The CSE reminds its readers: “The incisive factsheets covered in the series over the years have made headlines, and some were even used for raising related questions in the Parliament. This has been the rationale behind this unique ‘In Figures’ Annual series: to let the data ask the right questions. The need for data/questions has become even more pertinent today.”
This fact – let the data ask – is applicable in all countries.
The report is a mirror of power-equation in public life as it shows who pollutes and who pays. Polluter is always the powerful while the public always make payment. To pollute, to deface environment, to demolish ecology, it requires power in many forms – money-power, muscle-power, political-power – and source of these powers is the same: money-power.
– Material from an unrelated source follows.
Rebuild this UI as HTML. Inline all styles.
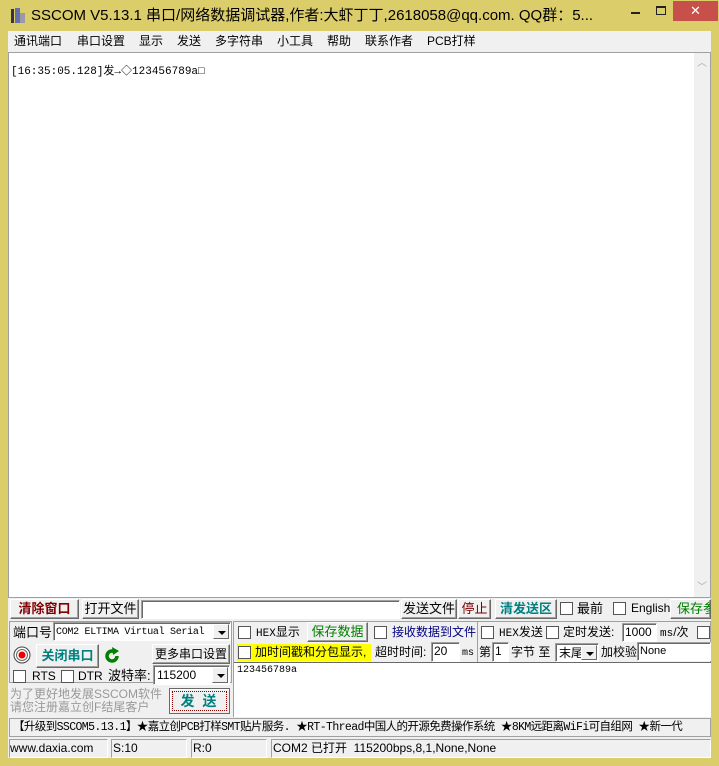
<!DOCTYPE html>
<html><head><meta charset="utf-8"><style>
*{margin:0;padding:0;box-sizing:border-box}
body{width:719px;height:766px;background:#dccd6b;position:relative;overflow:hidden;font-family:"Liberation Sans","Noto Sans CJK SC",sans-serif;font-size:12px;color:#000}
.a{position:absolute;white-space:nowrap;line-height:15px}
.btn{position:absolute;background:#f0f0f0;border:1px solid;border-color:#fff #696969 #696969 #fff;box-shadow:inset -1px -1px 0 #a0a0a0;text-align:center;white-space:nowrap;overflow:hidden}
.inp{position:absolute;background:#fff;border:1px solid;border-color:#a0a0a0 #fff #fff #a0a0a0;box-shadow:inset 1px 1px 0 #696969;white-space:nowrap;overflow:hidden;line-height:15px}
.cb{position:absolute;width:13px;height:13px;background:#fff;border:1px solid #555}
.dd{position:absolute;right:1px;top:1px;bottom:1px;width:16px;background:#f0f0f0;border:1px solid;border-color:#fff #696969 #696969 #fff}
.dd:after{content:"";position:absolute;left:4px;top:6px;border:4px solid transparent;border-top:4px solid #000;border-bottom:0}
.mono{font-family:"Liberation Mono","Noto Sans CJK SC",monospace}
</style></head><body>
<svg class="a" style="left:10px;top:8px" width="18" height="16"><rect x="1" y="1" width="3" height="14" fill="#334"/><rect x="5" y="0" width="5" height="15" fill="#6670a8"/><rect x="10" y="5" width="5" height="10" fill="#99a"/></svg>
<div class="a" style="left:31px;top:7px;font-size:15px;line-height:18px">SSCOM V5.13.1 串口/网络数据调试器,作者:大虾丁丁,2618058@qq.com. QQ群：5...</div>
<div class="a" style="left:631px;top:12px;width:9px;height:2px;background:#222"></div>
<div class="a" style="left:656px;top:6px;width:10px;height:9px;border:1px solid #222;border-top-width:2px"></div>
<div class="a" style="left:673px;top:1px;width:45px;height:20px;background:#c7504a;color:#fff;text-align:center;font-size:13px;line-height:20px">✕</div>
<div class="a" style="left:8px;top:31px;width:703px;height:21px;background:#f0f0f0"></div>
<div class="a" style="left:14px;top:34px">通讯端口</div>
<div class="a" style="left:77px;top:34px">串口设置</div>
<div class="a" style="left:139px;top:34px">显示</div>
<div class="a" style="left:177px;top:34px">发送</div>
<div class="a" style="left:215px;top:34px">多字符串</div>
<div class="a" style="left:277px;top:34px">小工具</div>
<div class="a" style="left:327px;top:34px">帮助</div>
<div class="a" style="left:365px;top:34px">联系作者</div>
<div class="a" style="left:427px;top:34px">PCB打样</div>
<div class="a" style="left:8px;top:52px;width:703px;height:546px;background:#fff;border:1px solid #a0a0a0"></div>
<div class="a mono" style="left:11px;top:65px;font-size:11px">[16:35:05.128]发→◇123456789a□</div>
<div class="a" style="left:694px;top:53px;width:16px;height:544px;background:#f0f0f0"></div>
<div class="a" style="left:697px;top:56px;color:#aaa;font-size:10px">︿</div>
<div class="a" style="left:697px;top:580px;color:#aaa;font-size:10px">﹀</div>
<div class="a" style="left:8px;top:598px;width:703px;height:160px;background:#f0f0f0"></div>
<div class="btn" style="left:10px;top:599px;width:69px;height:20px;color:#800000;font-weight:bold;font-size:13px;line-height:18px">清除窗口</div>
<div class="btn" style="left:82px;top:599px;width:57px;height:20px;font-size:13px;line-height:18px">打开文件</div>
<div class="inp" style="left:141px;top:600px;width:259px;height:19px"></div>
<div class="btn" style="left:401px;top:599px;width:56px;height:20px;font-size:13px;line-height:18px">发送文件</div>
<div class="btn" style="left:458px;top:599px;width:33px;height:20px;font-size:13px;line-height:18px;color:#800000">停止</div>
<div class="btn" style="left:495px;top:599px;width:62px;height:20px;font-size:13px;line-height:18px;color:#008080;font-weight:bold">清发送区</div>
<div class="cb" style="left:560px;top:602px"></div><div class="a" style="left:577px;top:601px;font-size:13px">最前</div>
<div class="cb" style="left:613px;top:602px"></div><div class="a" style="left:631px;top:601px">English</div>
<div class="btn" style="left:670px;top:599px;width:41px;height:20px;font-size:13px;line-height:18px;color:#008000;text-align:left;padding-left:6px">保存参数</div>
<div class="a" style="left:9px;top:621px;width:223px;height:62px;border:1px solid #a0a0a0"></div>
<div class="a" style="left:13px;top:625px;font-size:13px">端口号</div>
<div class="inp mono" style="left:53px;top:622px;width:178px;height:19px;font-size:10px;padding:2px 0 0 2px;letter-spacing:-0.3px">COM2 ELTIMA Virtual Serial<div class="dd"></div></div>
<svg class="a" style="left:13px;top:646px" width="18" height="18"><circle cx="9" cy="9" r="8" fill="#fff" stroke="#444"/><circle cx="9" cy="9" r="5.5" fill="none" stroke="#666"/><circle cx="9" cy="9" r="3.5" fill="#e00"/></svg>
<div class="btn" style="left:36px;top:644px;width:63px;height:24px;color:#008080;font-weight:bold;font-size:13px;line-height:22px">关闭串口</div>
<svg class="a" style="left:103px;top:647px" width="18" height="18"><path d="M14 9a5 5 0 1 1-3-4.6" fill="none" stroke="#008000" stroke-width="3.5"/><path d="M9 0l7 4-6 4z" fill="#008000"/></svg>
<div class="btn" style="left:152px;top:644px;width:78px;height:20px;font-size:12px;line-height:18px">更多串口设置</div>
<div class="cb" style="left:13px;top:670px"></div><div class="a" style="left:32px;top:669px">RTS</div>
<div class="cb" style="left:61px;top:670px"></div><div class="a" style="left:78px;top:669px">DTR</div>
<div class="a" style="left:108px;top:668px;font-size:13px">波特率:</div>
<div class="inp" style="left:153px;top:665px;width:77px;height:20px;padding:2px 0 0 3px">115200<div class="dd"></div></div>
<div class="a" style="left:10px;top:688px;color:#999;line-height:13px">为了更好地发展SSCOM软件<br>请您注册嘉立创F结尾客户</div>
<div class="btn" style="left:169px;top:688px;width:61px;height:26px;border-color:#696969;box-shadow:inset 1px 1px 0 #fff"><div style="margin:2px;height:20px;border:1px dotted #800;color:#008080;font-weight:bold;font-size:14px;line-height:18px;letter-spacing:8px;padding-left:6px">发送</div></div>
<div class="a" style="left:233px;top:621px;width:478px;height:96px;border:1px solid #a0a0a0"></div>
<div class="cb" style="left:238px;top:626px"></div><div class="a" style="left:256px;top:625px"><span class="mono" style="font-size:11px">HEX</span>显示</div>
<div class="btn" style="left:307px;top:622px;width:61px;height:20px;color:#008000;font-size:13px;line-height:18px">保存数据</div>
<div class="cb" style="left:374px;top:626px"></div><div class="a" style="left:392px;top:625px;color:#000080">接收数据到文件</div>
<div class="a" style="left:477px;top:622px;width:1px;height:40px;background:#a0a0a0"></div>
<div class="cb" style="left:481px;top:626px"></div><div class="a" style="left:499px;top:625px"><span class="mono" style="font-size:11px">HEX</span>发送</div>
<div class="cb" style="left:546px;top:626px"></div><div class="a" style="left:563px;top:625px">定时发送:</div>
<div class="inp" style="left:622px;top:623px;width:35px;height:19px;padding:1px 2px">1000</div>
<div class="a" style="left:660px;top:625px"><span class="mono" style="font-size:11px">ms</span>/次</div>
<div class="cb" style="left:697px;top:626px"></div>
<div class="a" style="left:237px;top:644px;width:134px;height:17px;background:#ff0"></div>
<div class="cb" style="left:238px;top:646px"></div><div class="a" style="left:255px;top:645px">加时间戳和分包显示,</div>
<div class="a" style="left:375px;top:645px">超时时间:</div>
<div class="inp" style="left:431px;top:642px;width:29px;height:20px;padding:1px 2px">20</div>
<div class="a mono" style="left:462px;top:646px;font-size:10px">ms</div>
<div class="a" style="left:479px;top:645px">第</div>
<div class="inp" style="left:492px;top:642px;width:17px;height:20px;padding:1px 2px">1</div>
<div class="a" style="left:511px;top:645px">字节 至</div>
<div class="inp" style="left:555px;top:643px;width:44px;height:19px;padding:2px 3px">末尾<div class="dd"></div></div>
<div class="a" style="left:601px;top:645px">加校验</div>
<div class="inp" style="left:637px;top:642px;width:74px;height:19px;font-size:11px;padding:1px 2px">None</div>
<div class="a" style="left:234px;top:662px;width:477px;height:55px;background:#fff;border-top:1px solid #696969"></div>
<div class="a mono" style="left:237px;top:663px;font-size:10px">123456789a</div>
<div class="a" style="left:9px;top:718px;width:702px;height:19px;border:1px solid #a0a0a0;background:#f0f0f0"></div>
<div class="a mono" style="left:13px;top:720px;font-size:11.5px;letter-spacing:-0.6px">【升级到SSCOM5.13.1】★嘉立创PCB打样SMT贴片服务. ★RT-Thread中国人的开源免费操作系统 ★8KM远距离WiFi可自组网 ★新一代</div>
<div class="a" style="left:9px;top:739px;width:99px;height:19px;border:1px solid;border-color:#a0a0a0 #fff #fff #a0a0a0"></div>
<div class="a" style="left:10px;top:741px">www.daxia.com</div>
<div class="a" style="left:111px;top:739px;width:76px;height:19px;border:1px solid;border-color:#a0a0a0 #fff #fff #a0a0a0"></div>
<div class="a" style="left:113px;top:741px">S:10</div>
<div class="a" style="left:191px;top:739px;width:76px;height:19px;border:1px solid;border-color:#a0a0a0 #fff #fff #a0a0a0"></div>
<div class="a" style="left:193px;top:741px">R:0</div>
<div class="a" style="left:271px;top:739px;width:440px;height:19px;border:1px solid;border-color:#a0a0a0 #fff #fff #a0a0a0"></div>
<div class="a" style="left:273px;top:741px">COM2 已打开&nbsp; 115200bps,8,1,None,None</div>
</body></html>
Pilferage is also a way of destroying environment. This act – pilferage – is an action-pious to a section of society; and the action also requires power.
The CSE-report is also a tale of power indifferent to public interest, and to posterity. This type of reports helps create awareness among public, helps create struggle for accountability and transparency. For many societies, this type of report is essential if the societies like to move along the path of its citizens’ survival and of democracy, because such reports make available required facts, and without facts, many fiery utterances, now in vogue in places, turn vague, useless.
Farooque Chowdhury writes from Dhaka, Bangladesh.